The double integral method is good for evaluating the definite integral of exp(-x^2/2) from -infinty to infinity, but it is of no use for integrating over finite limits.

The double integral method works by transforming the square of the integral into a double integral over a region of the x,y plane. Since the element of area dx dy becomes [tex]r \, dr \, d\theta[/tex] then it follows that the inner of the two dimensional ([tex]dr \, d\theta[/tex]) integral becomes the trivial [tex]\int r e^{-r^2/2} dr[/tex].

The catch is that the limits of the integration correspond to a square region of the x,y plane, so r is not a constant! Bascially the difficulty just gets tranferred to the outer [tex]d\theta[/tex] integral, so in general this is no solution.

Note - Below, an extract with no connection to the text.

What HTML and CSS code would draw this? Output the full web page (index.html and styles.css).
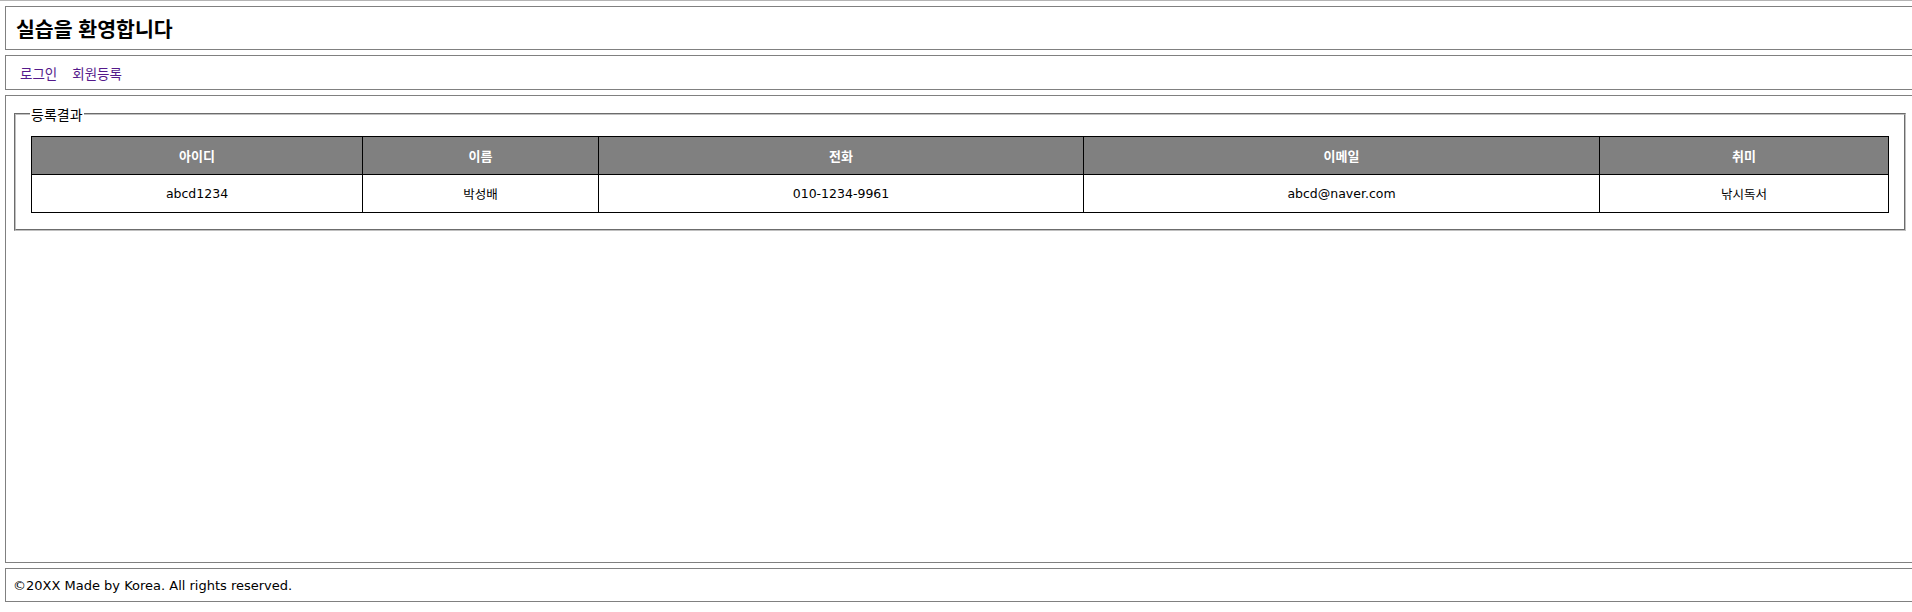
FILE: index.html
```html
<!DOCTYPE html>
<html lang="ko">
<head>
<meta charset="utf-8">
<title>실습</title>
<link rel="stylesheet" href="styles.css">
</head>
<body>
<header class="box header">
  <h3 class="title">실습을 환영합니다</h3>
</header>
<nav class="box nav">
  <a href="#login" class="link">로그인</a>
  <a href="#join" class="link">회원등록</a>
</nav>
<main class="box main">
  <fieldset class="result">
    <legend class="legend">등록결과</legend>
    <table class="grid">
      <colgroup>
        <col class="c1"><col class="c2"><col class="c3"><col class="c4"><col class="c5">
      </colgroup>
      <thead>
        <tr><th>아이디</th><th>이름</th><th>전화</th><th>이메일</th><th>취미</th></tr>
      </thead>
      <tbody>
        <tr><td>abcd1234</td><td>박성배</td><td>010-1234-9961</td><td>abcd@naver.com</td><td>낚시독서</td></tr>
      </tbody>
    </table>
  </fieldset>
</main>
<footer class="box footer">©20XX Made by Korea. All rights reserved.</footer>
</body>
</html>
```
FILE: styles.css
```css
html, body {
  margin: 0;
}
body {
  border-top: 1px solid #b4b4b4;
  padding: 5px 0 0 5px;
  font-family: "DejaVu Sans", Verdana, "Noto Sans CJK KR", sans-serif;
  font-size: 13px;
  color: #000;
  background: #fff;
}
.box {
  border: 1px solid #808080;
  width: 100%;
  margin-bottom: 5px;
}
.header {
  height: 42px;
  padding: 0 10px;
  display: flex;
  align-items: center;
}
.title {
  margin: 0;
  font-family: "Noto Sans CJK KR", sans-serif;
  font-size: 20.5px;
  font-weight: bold;
}
.nav {
  height: 33px;
  padding: 0 14px;
  display: flex;
  align-items: center;
  gap: 15px;
}
.link {
  color: #551a8b;
  text-decoration: none;
  font-family: "Noto Sans CJK KR", sans-serif;
  font-size: 13.5px;
}
.main {
  width: calc(100% - 12px);
  height: 458px;
  padding: 8px 6px 0 6px;
  box-sizing: content-box;
}
.result {
  margin: 0 2px;
  border: 2px groove #c0c0c0;
  padding: 12px 15px 16px 15px;
}
.legend {
  padding: 0 1px;
  margin-left: -1px;
  font-family: "Noto Sans CJK KR", sans-serif;
  font-size: 14px;
}
.grid {
  width: 100%;
  table-layout: fixed;
  border-collapse: collapse;
  border: 1px solid #000;
}
.c1 { width: 331px; }
.c2 { width: 236px; }
.c3 { width: 485px; }
.c4 { width: 516px; }
.c5 { width: 289px; }
.grid th, .grid td {
  border: 1px solid #000;
  height: 37px;
  padding: 0;
  text-align: center;
  font-size: 13px;
}
.grid td {
  font-size: 12.5px;
}
.grid th {
  background: #808080;
  color: #fff;
  font-weight: bold;
  font-family: "Noto Sans CJK KR", sans-serif;
}
.footer {
  height: 32px;
  padding: 0 7px;
  display: flex;
  align-items: center;
}
```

For the specific case of the integral from -infinity to +infinity however the double integral is over the entire x,y plane and therefore the difficulty with the rectangular limits vanishes. This is the standard method of proving that [tex]\int_{-\infty}^{+\infty} e^{-x^2/2} dx = \sqrt{2 \pi}[/tex]
But anyway, can someone give me a reasonable function for an approximation.
Goolging for 'erf approximations' gives several very good approximations in the first few hits. One nice simple one is :[tex]\frac{1}{\sqrt{2 \pi}} \int_x^{\infty} e^{-x^2/2} \, \simeq \frac{ e^{-x^2/2} } {1.64 x + \sqrt{0.76 x^2 + 4}} [/tex]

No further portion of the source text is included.